## Goal
Each line that contains the word "components" counts once; give the total for the records below and nothing else.

-=-=-=-=-

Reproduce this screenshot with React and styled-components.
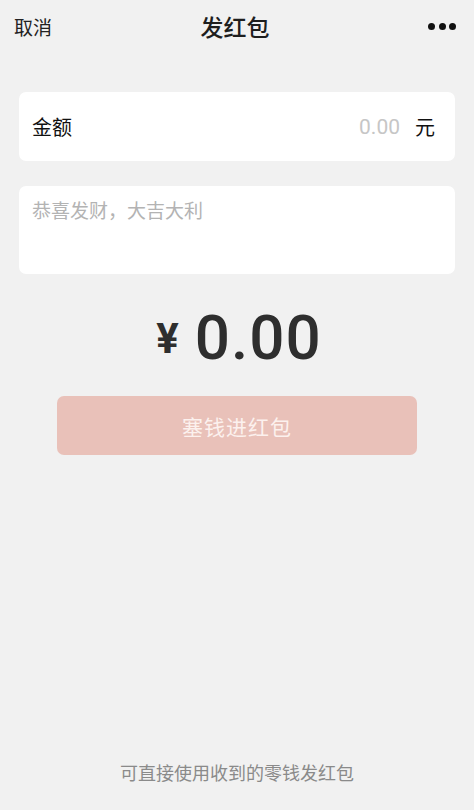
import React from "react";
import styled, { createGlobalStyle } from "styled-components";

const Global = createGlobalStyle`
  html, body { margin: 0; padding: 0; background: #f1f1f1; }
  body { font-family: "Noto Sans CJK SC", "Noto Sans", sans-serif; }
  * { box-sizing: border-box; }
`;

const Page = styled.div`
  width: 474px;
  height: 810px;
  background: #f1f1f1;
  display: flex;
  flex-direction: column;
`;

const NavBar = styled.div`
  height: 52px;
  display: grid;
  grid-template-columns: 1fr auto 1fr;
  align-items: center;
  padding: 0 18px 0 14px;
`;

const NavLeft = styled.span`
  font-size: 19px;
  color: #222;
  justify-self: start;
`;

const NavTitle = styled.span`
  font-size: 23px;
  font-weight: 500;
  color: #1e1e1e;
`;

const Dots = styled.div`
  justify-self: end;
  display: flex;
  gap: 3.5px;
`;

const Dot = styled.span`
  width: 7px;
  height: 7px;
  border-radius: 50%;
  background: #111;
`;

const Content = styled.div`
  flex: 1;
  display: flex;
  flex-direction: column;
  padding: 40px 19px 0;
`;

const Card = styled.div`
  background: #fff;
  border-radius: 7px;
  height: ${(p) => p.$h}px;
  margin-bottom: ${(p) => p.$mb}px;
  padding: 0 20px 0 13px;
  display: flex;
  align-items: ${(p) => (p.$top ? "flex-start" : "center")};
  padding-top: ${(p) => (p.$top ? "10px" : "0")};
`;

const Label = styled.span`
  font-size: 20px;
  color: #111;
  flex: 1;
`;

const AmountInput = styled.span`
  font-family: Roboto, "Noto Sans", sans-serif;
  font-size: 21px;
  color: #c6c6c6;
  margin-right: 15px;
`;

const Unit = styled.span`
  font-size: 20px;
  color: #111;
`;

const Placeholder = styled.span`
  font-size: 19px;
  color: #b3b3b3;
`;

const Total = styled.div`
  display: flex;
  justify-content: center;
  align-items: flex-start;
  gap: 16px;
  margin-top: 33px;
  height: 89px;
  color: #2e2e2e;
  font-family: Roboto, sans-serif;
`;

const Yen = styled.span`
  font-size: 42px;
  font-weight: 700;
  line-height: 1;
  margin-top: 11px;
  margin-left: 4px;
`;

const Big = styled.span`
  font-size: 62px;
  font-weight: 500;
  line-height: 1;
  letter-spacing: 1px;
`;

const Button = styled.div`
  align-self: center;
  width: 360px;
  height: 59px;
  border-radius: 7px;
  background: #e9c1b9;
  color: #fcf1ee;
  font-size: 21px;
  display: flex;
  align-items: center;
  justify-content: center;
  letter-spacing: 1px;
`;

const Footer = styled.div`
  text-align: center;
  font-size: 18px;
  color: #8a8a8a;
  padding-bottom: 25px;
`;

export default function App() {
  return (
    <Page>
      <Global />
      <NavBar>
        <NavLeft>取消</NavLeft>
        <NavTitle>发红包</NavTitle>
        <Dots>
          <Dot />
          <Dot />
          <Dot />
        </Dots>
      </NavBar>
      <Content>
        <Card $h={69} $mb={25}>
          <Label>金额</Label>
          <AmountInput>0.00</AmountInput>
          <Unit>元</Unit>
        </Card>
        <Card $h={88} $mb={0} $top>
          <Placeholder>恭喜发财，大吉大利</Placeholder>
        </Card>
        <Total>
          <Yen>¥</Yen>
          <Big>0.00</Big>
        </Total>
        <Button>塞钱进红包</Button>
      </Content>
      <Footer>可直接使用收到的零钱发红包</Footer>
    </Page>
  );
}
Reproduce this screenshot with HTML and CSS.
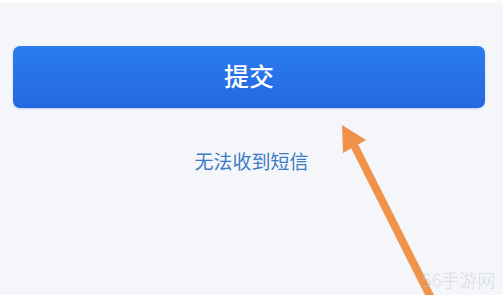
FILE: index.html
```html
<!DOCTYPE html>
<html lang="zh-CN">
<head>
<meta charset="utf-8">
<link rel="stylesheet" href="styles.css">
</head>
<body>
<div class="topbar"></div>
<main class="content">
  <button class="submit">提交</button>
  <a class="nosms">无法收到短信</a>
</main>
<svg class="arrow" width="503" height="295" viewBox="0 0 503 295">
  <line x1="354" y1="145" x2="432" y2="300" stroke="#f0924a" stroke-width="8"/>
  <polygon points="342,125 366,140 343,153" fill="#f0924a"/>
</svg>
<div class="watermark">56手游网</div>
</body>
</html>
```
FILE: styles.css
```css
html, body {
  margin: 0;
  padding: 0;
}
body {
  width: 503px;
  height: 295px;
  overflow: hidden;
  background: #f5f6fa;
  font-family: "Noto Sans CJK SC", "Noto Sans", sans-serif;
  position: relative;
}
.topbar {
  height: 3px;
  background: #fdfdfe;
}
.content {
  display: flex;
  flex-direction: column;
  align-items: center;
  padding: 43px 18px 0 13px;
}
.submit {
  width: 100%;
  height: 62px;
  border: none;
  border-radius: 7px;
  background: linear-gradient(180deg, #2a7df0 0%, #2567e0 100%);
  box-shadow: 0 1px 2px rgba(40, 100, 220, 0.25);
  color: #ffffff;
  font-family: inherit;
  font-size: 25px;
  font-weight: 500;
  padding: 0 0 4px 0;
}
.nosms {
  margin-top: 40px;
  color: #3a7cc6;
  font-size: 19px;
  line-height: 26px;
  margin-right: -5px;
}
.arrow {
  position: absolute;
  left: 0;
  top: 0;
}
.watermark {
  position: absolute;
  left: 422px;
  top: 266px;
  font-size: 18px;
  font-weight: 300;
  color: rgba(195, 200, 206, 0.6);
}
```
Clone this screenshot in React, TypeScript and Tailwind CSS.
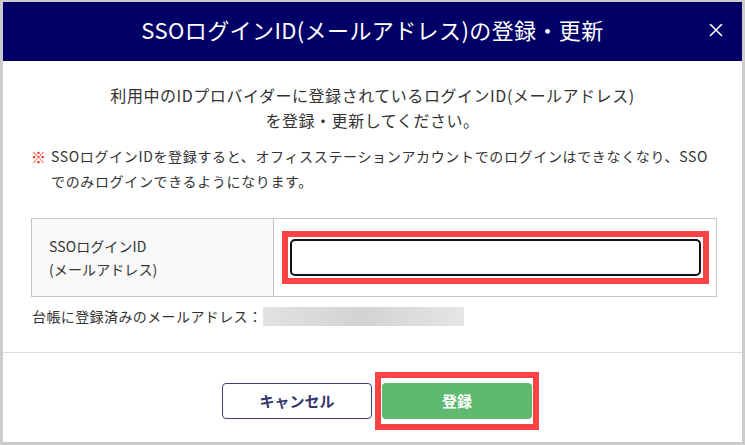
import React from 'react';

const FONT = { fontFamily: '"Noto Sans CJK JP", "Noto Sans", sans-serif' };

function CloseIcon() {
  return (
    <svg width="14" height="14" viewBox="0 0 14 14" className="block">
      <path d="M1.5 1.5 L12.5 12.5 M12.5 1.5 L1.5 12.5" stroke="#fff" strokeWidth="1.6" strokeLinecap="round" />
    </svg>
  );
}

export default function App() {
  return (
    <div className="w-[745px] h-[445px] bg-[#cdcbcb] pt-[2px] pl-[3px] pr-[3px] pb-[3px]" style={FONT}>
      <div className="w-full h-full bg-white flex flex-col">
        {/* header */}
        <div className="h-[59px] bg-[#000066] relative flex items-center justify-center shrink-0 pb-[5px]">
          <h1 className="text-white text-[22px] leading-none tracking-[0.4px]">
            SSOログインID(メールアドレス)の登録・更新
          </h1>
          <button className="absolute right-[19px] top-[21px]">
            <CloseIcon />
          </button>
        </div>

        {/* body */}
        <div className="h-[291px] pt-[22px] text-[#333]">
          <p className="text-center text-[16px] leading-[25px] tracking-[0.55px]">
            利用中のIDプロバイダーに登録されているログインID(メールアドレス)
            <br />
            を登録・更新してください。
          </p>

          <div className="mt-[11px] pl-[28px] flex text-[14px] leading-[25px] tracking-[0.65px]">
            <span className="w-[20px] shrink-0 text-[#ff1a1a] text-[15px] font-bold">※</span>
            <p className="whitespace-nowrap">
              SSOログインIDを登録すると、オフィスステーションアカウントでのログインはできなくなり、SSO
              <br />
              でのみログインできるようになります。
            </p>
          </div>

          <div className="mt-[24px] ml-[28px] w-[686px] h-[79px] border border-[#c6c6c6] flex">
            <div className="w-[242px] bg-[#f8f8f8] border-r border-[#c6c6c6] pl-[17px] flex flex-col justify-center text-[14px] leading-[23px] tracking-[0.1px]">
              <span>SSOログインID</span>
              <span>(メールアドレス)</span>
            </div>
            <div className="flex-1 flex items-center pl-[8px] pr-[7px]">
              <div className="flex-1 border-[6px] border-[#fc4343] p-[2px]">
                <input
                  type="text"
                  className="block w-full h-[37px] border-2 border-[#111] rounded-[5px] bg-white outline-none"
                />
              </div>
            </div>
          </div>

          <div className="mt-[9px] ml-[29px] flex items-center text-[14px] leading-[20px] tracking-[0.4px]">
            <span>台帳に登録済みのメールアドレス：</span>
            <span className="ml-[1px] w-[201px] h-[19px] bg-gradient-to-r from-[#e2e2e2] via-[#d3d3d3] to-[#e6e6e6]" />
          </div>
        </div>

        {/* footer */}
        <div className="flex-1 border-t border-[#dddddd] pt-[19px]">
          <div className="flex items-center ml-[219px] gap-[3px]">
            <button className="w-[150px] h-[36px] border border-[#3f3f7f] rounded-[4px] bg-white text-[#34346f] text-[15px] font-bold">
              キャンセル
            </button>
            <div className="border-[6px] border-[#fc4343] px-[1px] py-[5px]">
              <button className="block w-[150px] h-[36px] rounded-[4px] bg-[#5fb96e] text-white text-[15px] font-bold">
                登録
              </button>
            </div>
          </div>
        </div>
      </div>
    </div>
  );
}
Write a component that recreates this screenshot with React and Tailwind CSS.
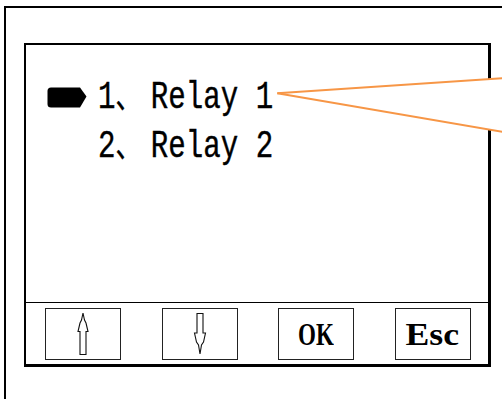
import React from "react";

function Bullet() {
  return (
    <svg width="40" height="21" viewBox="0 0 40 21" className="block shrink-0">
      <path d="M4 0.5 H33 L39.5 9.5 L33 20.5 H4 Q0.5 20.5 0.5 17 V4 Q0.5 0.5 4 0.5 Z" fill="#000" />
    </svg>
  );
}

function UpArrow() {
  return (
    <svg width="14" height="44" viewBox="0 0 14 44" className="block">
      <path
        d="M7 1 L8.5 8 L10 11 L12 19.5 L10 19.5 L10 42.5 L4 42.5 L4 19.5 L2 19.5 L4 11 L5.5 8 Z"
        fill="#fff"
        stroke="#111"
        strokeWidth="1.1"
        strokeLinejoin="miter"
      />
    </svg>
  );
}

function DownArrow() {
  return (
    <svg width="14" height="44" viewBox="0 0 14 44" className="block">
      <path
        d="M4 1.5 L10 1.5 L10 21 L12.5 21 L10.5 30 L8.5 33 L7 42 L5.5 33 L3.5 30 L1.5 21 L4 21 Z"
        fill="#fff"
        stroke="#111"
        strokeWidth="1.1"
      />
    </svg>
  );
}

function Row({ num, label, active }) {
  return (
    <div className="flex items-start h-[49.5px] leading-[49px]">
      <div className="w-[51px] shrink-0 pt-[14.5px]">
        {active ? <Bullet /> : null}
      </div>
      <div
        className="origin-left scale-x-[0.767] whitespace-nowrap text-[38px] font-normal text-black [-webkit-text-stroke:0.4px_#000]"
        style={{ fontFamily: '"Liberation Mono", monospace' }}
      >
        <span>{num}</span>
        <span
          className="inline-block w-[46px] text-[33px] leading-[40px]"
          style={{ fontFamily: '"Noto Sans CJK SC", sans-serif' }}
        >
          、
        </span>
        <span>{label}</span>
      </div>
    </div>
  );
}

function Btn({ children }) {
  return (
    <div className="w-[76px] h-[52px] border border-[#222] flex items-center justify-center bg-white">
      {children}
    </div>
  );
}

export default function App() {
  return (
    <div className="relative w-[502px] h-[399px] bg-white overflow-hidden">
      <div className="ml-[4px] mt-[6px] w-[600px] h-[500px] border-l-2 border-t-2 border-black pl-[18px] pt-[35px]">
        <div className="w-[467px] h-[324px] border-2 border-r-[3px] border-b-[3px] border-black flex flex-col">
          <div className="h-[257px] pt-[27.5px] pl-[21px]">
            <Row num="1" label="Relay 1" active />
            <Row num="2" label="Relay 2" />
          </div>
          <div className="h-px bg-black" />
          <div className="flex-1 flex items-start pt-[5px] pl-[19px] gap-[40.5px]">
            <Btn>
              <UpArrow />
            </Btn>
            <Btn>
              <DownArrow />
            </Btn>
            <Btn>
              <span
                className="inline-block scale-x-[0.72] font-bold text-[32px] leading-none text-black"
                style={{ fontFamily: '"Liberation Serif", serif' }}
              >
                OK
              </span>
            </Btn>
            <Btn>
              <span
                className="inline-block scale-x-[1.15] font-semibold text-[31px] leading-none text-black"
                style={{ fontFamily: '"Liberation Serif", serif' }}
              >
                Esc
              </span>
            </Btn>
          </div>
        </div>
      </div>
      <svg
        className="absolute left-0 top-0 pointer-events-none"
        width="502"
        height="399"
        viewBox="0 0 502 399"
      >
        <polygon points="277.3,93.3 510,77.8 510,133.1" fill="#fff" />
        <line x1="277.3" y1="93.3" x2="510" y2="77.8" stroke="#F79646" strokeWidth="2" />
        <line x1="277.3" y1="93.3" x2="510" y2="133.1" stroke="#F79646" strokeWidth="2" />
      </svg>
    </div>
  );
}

-=-=-=-=-

## Result
2